---- Extracted information

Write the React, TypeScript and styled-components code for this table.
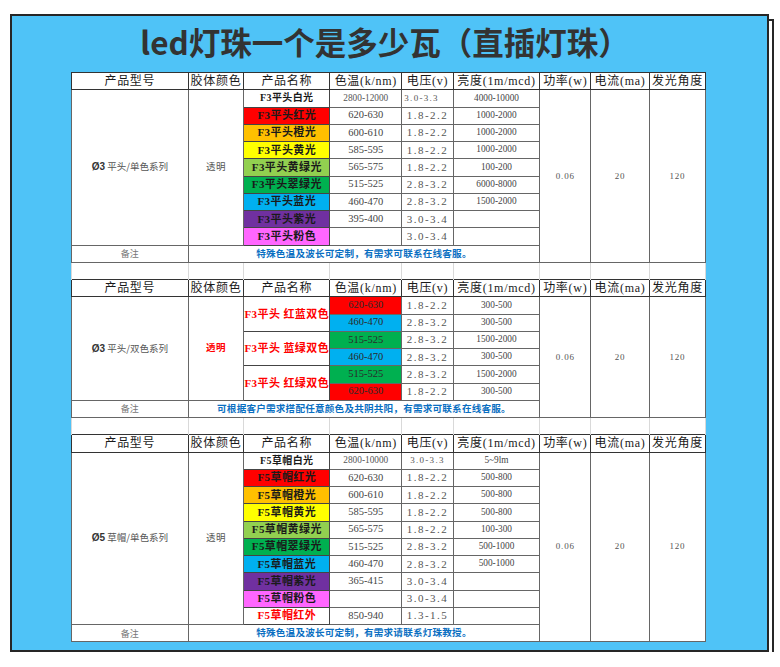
import React from 'react'
import styled, { createGlobalStyle, css } from 'styled-components'

const SERIF = `"Liberation Serif", "Noto Sans CJK SC", serif`
const SANS = `"Noto Sans CJK SC", "Noto Sans", sans-serif`

// Excel swatch colours used by the sheet
const C = {
  red: '#FF0000',
  orange: '#FFC000',
  yellow: '#FFFF00',
  lime: '#92D050',
  green: '#00B050',
  blue: '#00B0F0',
  purple: '#7030A0',
  pink: '#FF66FF',
}

type VoltMode = 'normal' | 'smallLeft' | 'smallCenter'

type Row = {
  name?: string
  nameSpan?: number
  nameBg?: string
  nameColor?: string
  nameSmall?: boolean
  temp: string
  tempBg?: string
  tempSmall?: boolean
  volt: string
  voltMode?: VoltMode
  lum: string
}

type Section = {
  model: string
  series: string
  glueRed?: boolean
  rows: Row[]
  remark: string
}

const GlobalStyle = createGlobalStyle`
  body {
    margin: 0;
    background: #ffffff;
  }
`

const Page = styled.div`
  padding: 14px 0 0 10px;
`

// Blue sheet with a second paper frame peeking out behind it
const Panel = styled.div`
  box-sizing: border-box;
  width: 759px;
  height: 638px;
  border: 2px solid #262626;
  background: #4fc3f7;
  box-shadow: 5px 5px 0 -2px #ffffff, 5px 5px 0 0 #262626;
`

const Title = styled.h1`
  margin: 0;
  height: 56px;
  padding: 0 9px 6px 0;
  box-sizing: border-box;
  display: flex;
  align-items: center;
  justify-content: center;
  font-family: ${SANS};
  font-size: 31.5px;
  font-weight: 700;
  color: #333333;
  white-space: nowrap;
`

const Sheet = styled.table`
  margin-left: 59px;
  width: 634px;
  table-layout: fixed;
  border-collapse: collapse;
  background: #ffffff;
`

const SheetRow = styled.tr`
  height: 17.25px;
`

const baseCell = css`
  padding: 0;
  border: 1px solid #666666;
  text-align: center;
  vertical-align: middle;
  white-space: nowrap;
  overflow: hidden;
  line-height: 1;
  font-family: ${SERIF};
`

const HeadCell = styled.th`
  ${baseCell};
  border-color: #333333;
  font-size: 12px;
  font-weight: 400;
  letter-spacing: 0.7px;
  color: #1a1a1a;
`

const ModelCell = styled.td`
  ${baseCell};
  font-family: ${SANS};
  font-size: 9.5px;
  color: #555555;

  b {
    font-family: "Liberation Sans", sans-serif;
    font-size: 10px;
    color: #333333;
  }
`

const GlueCell = styled.td<{ $red?: boolean }>`
  ${baseCell};
  font-size: 9.5px;
  letter-spacing: 0.5px;
  ${({ $red }) =>
    $red
      ? css`
          color: #ff0000;
          font-weight: 700;
        `
      : css`
          color: #555555;
        `}
`

const NameCell = styled.td<{ $bg?: string; $color?: string; $small?: boolean }>`
  ${baseCell};
  border-color: #444444;
  font-weight: 700;
  font-size: ${({ $small }) => ($small ? '10px' : '11px')};
  letter-spacing: 0.4px;
  background: ${({ $bg }) => $bg ?? '#ffffff'};
  color: ${({ $color }) => $color ?? '#1a1a1a'};
`

const TempCell = styled.td<{ $bg?: string; $small?: boolean }>`
  ${baseCell};
  font-size: ${({ $small }) => ($small ? '9.3px' : '10.5px')};
  color: ${({ $small, $bg }) => ($small ? '#555555' : $bg ? '#2a2a2a' : '#444444')};
  background: ${({ $bg }) => $bg ?? '#ffffff'};
`

const VoltCell = styled.td<{ $mode: VoltMode }>`
  ${baseCell};
  color: #555555;
  ${({ $mode }) =>
    $mode === 'normal'
      ? css`
          font-size: 11px;
          letter-spacing: 1.5px;
        `
      : css`
          font-size: 9px;
          letter-spacing: 1.3px;
          text-align: ${$mode === 'smallLeft' ? 'left' : 'center'};
          padding-left: ${$mode === 'smallLeft' ? '2px' : '0'};
        `}
`

const LumCell = styled.td`
  ${baseCell};
  font-size: 9.3px;
  color: #444444;
`

const SpecCell = styled.td`
  ${baseCell};
  font-size: 9px;
  letter-spacing: 0.8px;
  color: #555555;
`

const LabelCell = styled.td`
  ${baseCell};
  font-family: ${SANS};
  font-size: 9px;
  color: #777777;
`

const RemarkCell = styled.td`
  ${baseCell};
  font-size: 9.6px;
  font-weight: 700;
  letter-spacing: 0.2px;
  color: #0a6fc2;
`

const GapCell = styled.td`
  padding: 0;
  background: #ffffff;
  border-style: none solid;
  border-width: 1px;
  border-color: #d9d9d9;
`

const COLS = [116.7, 55.6, 86, 72, 51.4, 86.6, 51, 58.4, 56.6]
const HEADS = ['产品型号', '胶体颜色', '产品名称', '色温(k/nm)', '电压(v)', '亮度(1m/mcd)', '功率(w)', '电流(ma)', '发光角度']

const sections: Section[] = [
  {
    model: 'Ø3',
    series: '平头/单色系列',
    rows: [
      { name: 'F3平头白光', nameSmall: true, temp: '2800-12000', tempSmall: true, volt: '3.0-3.3', voltMode: 'smallLeft', lum: '4000-10000' },
      { name: 'F3平头红光', nameBg: C.red, temp: '620-630', volt: '1.8-2.2', lum: '1000-2000' },
      { name: 'F3平头橙光', nameBg: C.orange, temp: '600-610', volt: '1.8-2.2', lum: '1000-2000' },
      { name: 'F3平头黄光', nameBg: C.yellow, temp: '585-595', volt: '1.8-2.2', lum: '1000-2000' },
      { name: 'F3平头黄绿光', nameBg: C.lime, temp: '565-575', volt: '1.8-2.2', lum: '100-200' },
      { name: 'F3平头翠绿光', nameBg: C.green, temp: '515-525', volt: '2.8-3.2', lum: '6000-8000' },
      { name: 'F3平头蓝光', nameBg: C.blue, temp: '460-470', volt: '2.8-3.2', lum: '1500-2000' },
      { name: 'F3平头紫光', nameBg: C.purple, temp: '395-400', volt: '3.0-3.4', lum: '' },
      { name: 'F3平头粉色', nameBg: C.pink, temp: '', volt: '3.0-3.4', lum: '' },
    ],
    remark: '特殊色温及波长可定制，有需求可联系在线客服。',
  },
  {
    model: 'Ø3',
    series: '平头/双色系列',
    glueRed: true,
    rows: [
      { name: 'F3平头 红蓝双色', nameSpan: 2, nameColor: '#ff0000', temp: '620-630', tempBg: C.red, volt: '1.8-2.2', lum: '300-500' },
      { temp: '460-470', tempBg: C.blue, volt: '2.8-3.2', lum: '300-500' },
      { name: 'F3平头 蓝绿双色', nameSpan: 2, nameColor: '#ff0000', temp: '515-525', tempBg: C.green, volt: '2.8-3.2', lum: '1500-2000' },
      { temp: '460-470', tempBg: C.blue, volt: '2.8-3.2', lum: '300-500' },
      { name: 'F3平头 红绿双色', nameSpan: 2, nameColor: '#ff0000', temp: '515-525', tempBg: C.green, volt: '2.8-3.2', lum: '1500-2000' },
      { temp: '620-630', tempBg: C.red, volt: '1.8-2.2', lum: '300-500' },
    ],
    remark: '可根据客户需求搭配任意颜色及共阴共阳，有需求可联系在线客服。',
  },
  {
    model: 'Ø5',
    series: '草帽/单色系列',
    rows: [
      { name: 'F5草帽白光', nameSmall: true, temp: '2800-10000', tempSmall: true, volt: '3.0-3.3', voltMode: 'smallCenter', lum: '5~9lm' },
      { name: 'F5草帽红光', nameBg: C.red, temp: '620-630', volt: '1.8-2.2', lum: '500-800' },
      { name: 'F5草帽橙光', nameBg: C.orange, temp: '600-610', volt: '1.8-2.2', lum: '500-800' },
      { name: 'F5草帽黄光', nameBg: C.yellow, temp: '585-595', volt: '1.8-2.2', lum: '500-800' },
      { name: 'F5草帽黄绿光', nameBg: C.lime, temp: '565-575', volt: '1.8-2.2', lum: '100-300' },
      { name: 'F5草帽翠绿光', nameBg: C.green, temp: '515-525', volt: '2.8-3.2', lum: '500-1000' },
      { name: 'F5草帽蓝光', nameBg: C.blue, temp: '460-470', volt: '2.8-3.2', lum: '500-1000' },
      { name: 'F5草帽紫光', nameBg: C.purple, temp: '365-415', volt: '3.0-3.4', lum: '' },
      { name: 'F5草帽粉色', nameBg: C.pink, temp: '', volt: '3.0-3.4', lum: '' },
      { name: 'F5草帽红外', nameColor: '#ff0000', temp: '850-940', volt: '1.3-1.5', lum: '' },
    ],
    remark: '特殊色温及波长可定制，有需求请联系灯珠教授。',
  },
]

function SectionRows({ section }: { section: Section }) {
  const n = section.rows.length
  return (
    <>
      <SheetRow>
        {HEADS.map((h) => (
          <HeadCell key={h}>{h}</HeadCell>
        ))}
      </SheetRow>
      {section.rows.map((r, i) => (
        <SheetRow key={i}>
          {i === 0 && (
            <>
              <ModelCell rowSpan={n}>
                <b>{section.model}</b> {section.series}
              </ModelCell>
              <GlueCell rowSpan={n} $red={section.glueRed}>
                透明
              </GlueCell>
            </>
          )}
          {r.name !== undefined && (
            <NameCell rowSpan={r.nameSpan ?? 1} $bg={r.nameBg} $color={r.nameColor} $small={r.nameSmall}>
              {r.name}
            </NameCell>
          )}
          <TempCell $bg={r.tempBg} $small={r.tempSmall}>
            {r.temp}
          </TempCell>
          <VoltCell $mode={r.voltMode ?? 'normal'}>{r.volt}</VoltCell>
          <LumCell>{r.lum}</LumCell>
          {i === 0 && (
            <>
              <SpecCell rowSpan={n + 1}>0.06</SpecCell>
              <SpecCell rowSpan={n + 1}>20</SpecCell>
              <SpecCell rowSpan={n + 1}>120</SpecCell>
            </>
          )}
        </SheetRow>
      ))}
      <SheetRow>
        <LabelCell>备注</LabelCell>
        <RemarkCell colSpan={5}>{section.remark}</RemarkCell>
      </SheetRow>
    </>
  )
}

function GapRow() {
  return (
    <SheetRow>
      {COLS.map((_, i) => (
        <GapCell key={i} />
      ))}
    </SheetRow>
  )
}

export default function App() {
  return (
    <>
      <GlobalStyle />
      <Page>
        <Panel>
          <Title>led灯珠一个是多少瓦（直插灯珠）</Title>
          <Sheet>
            <colgroup>
              {COLS.map((w, i) => (
                <col key={i} style={{ width: w }} />
              ))}
            </colgroup>
            <tbody>
              {sections.map((s, i) => (
                <React.Fragment key={i}>
                  {i > 0 && <GapRow />}
                  <SectionRows section={s} />
                </React.Fragment>
              ))}
            </tbody>
          </Sheet>
        </Panel>
      </Page>
    </>
  )
}
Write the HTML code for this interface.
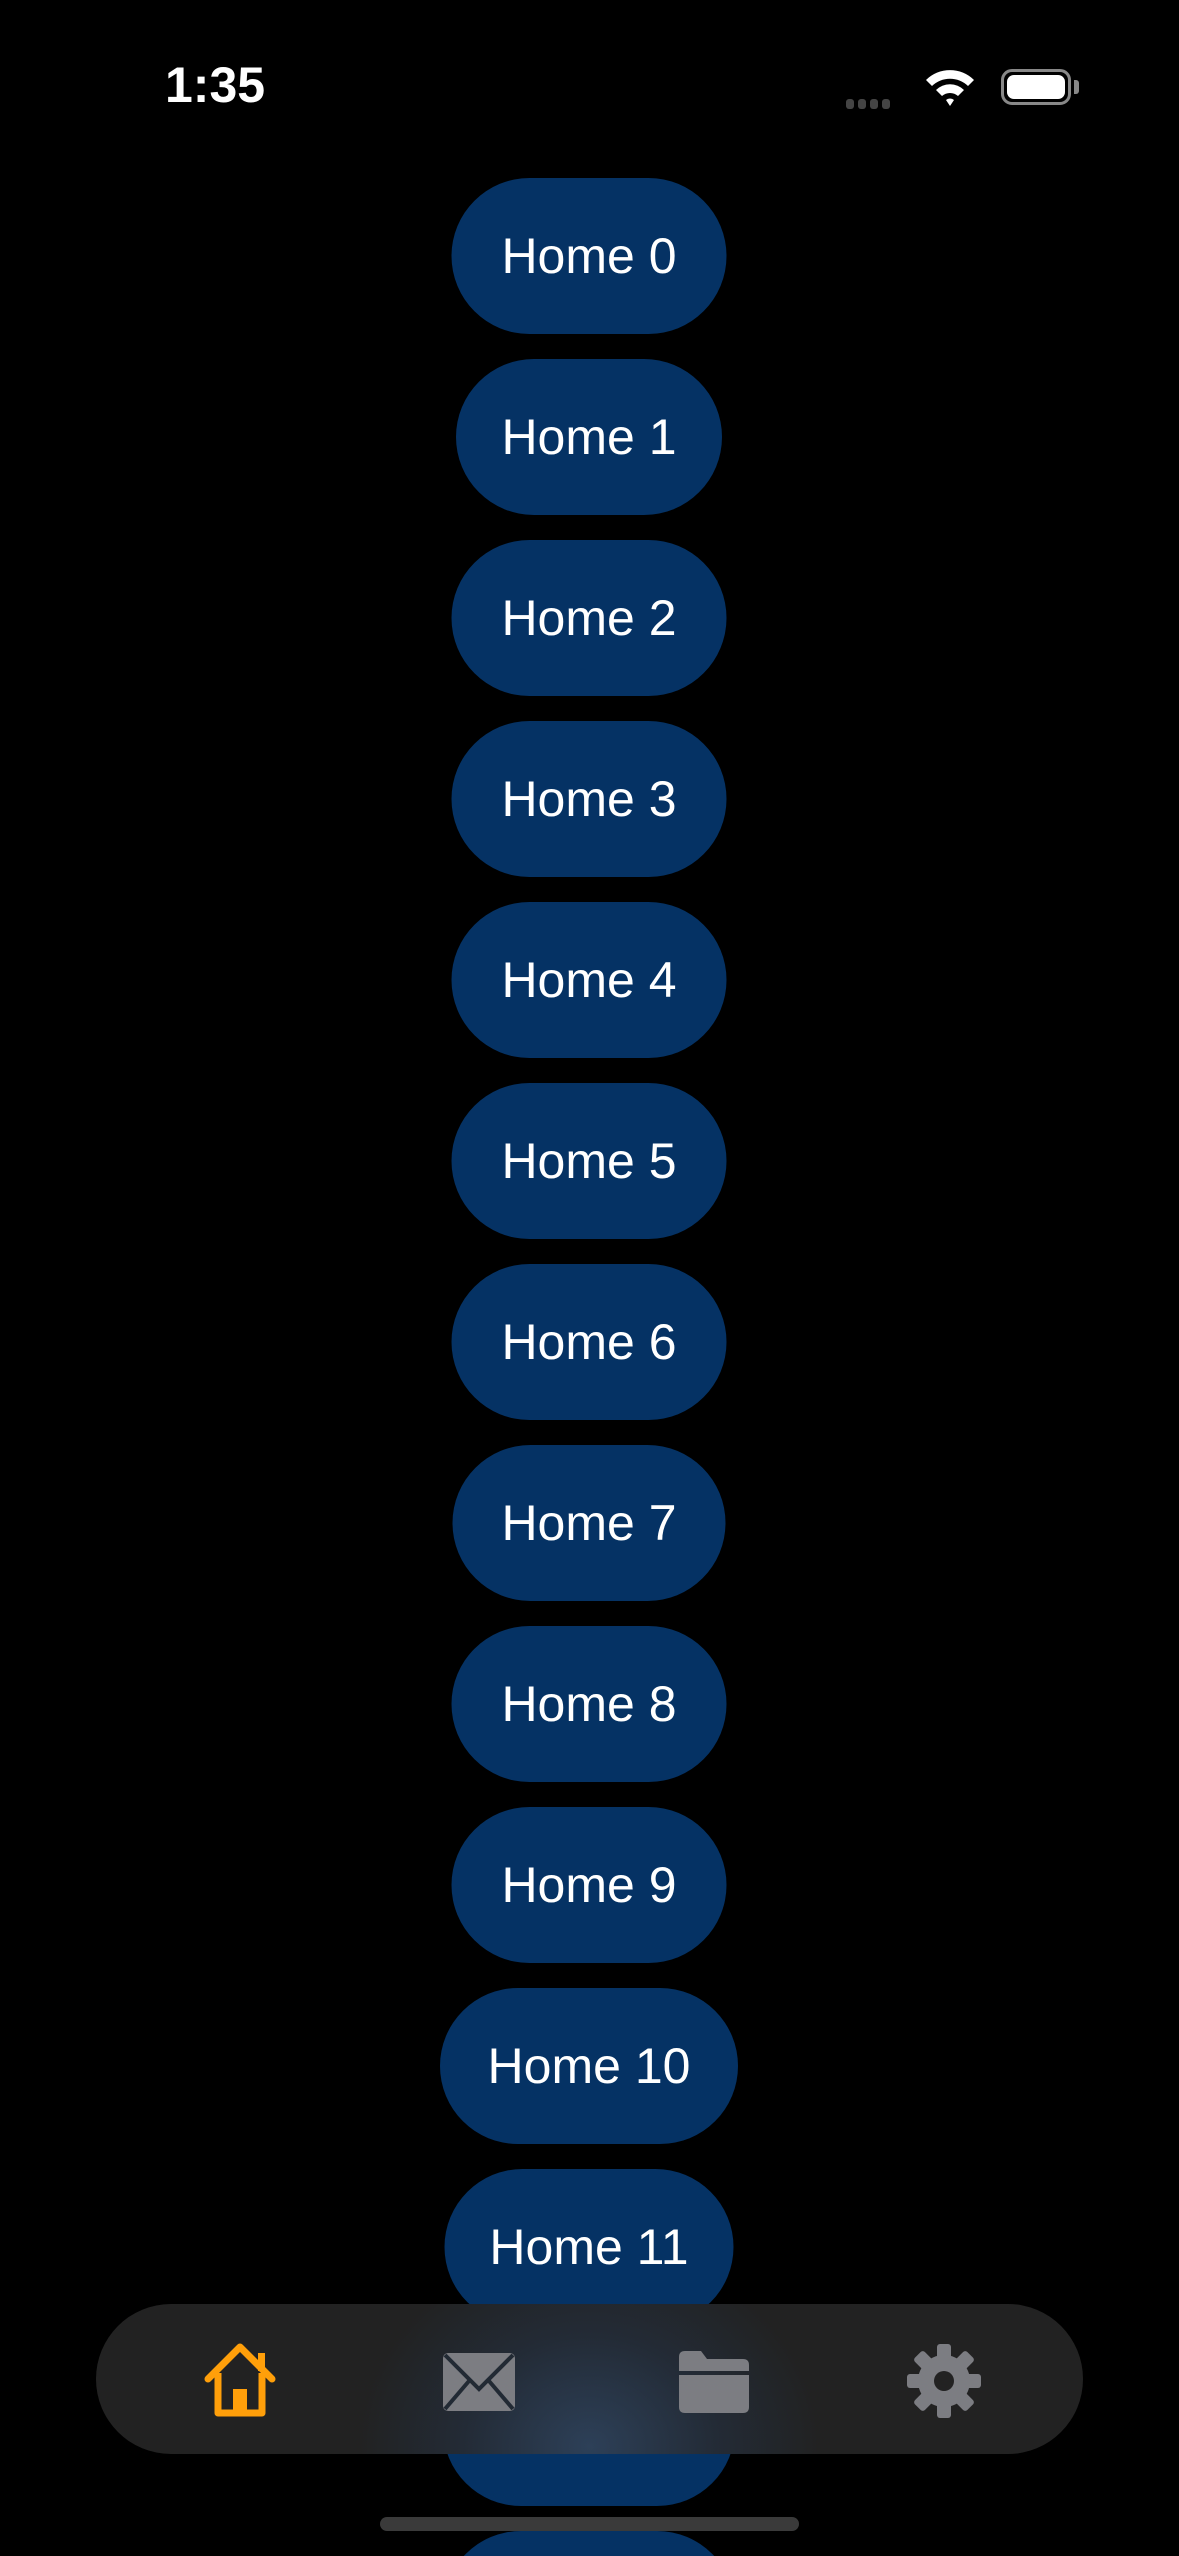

--------

Report how many lines hold the string "this", giving the number and nothing else.

2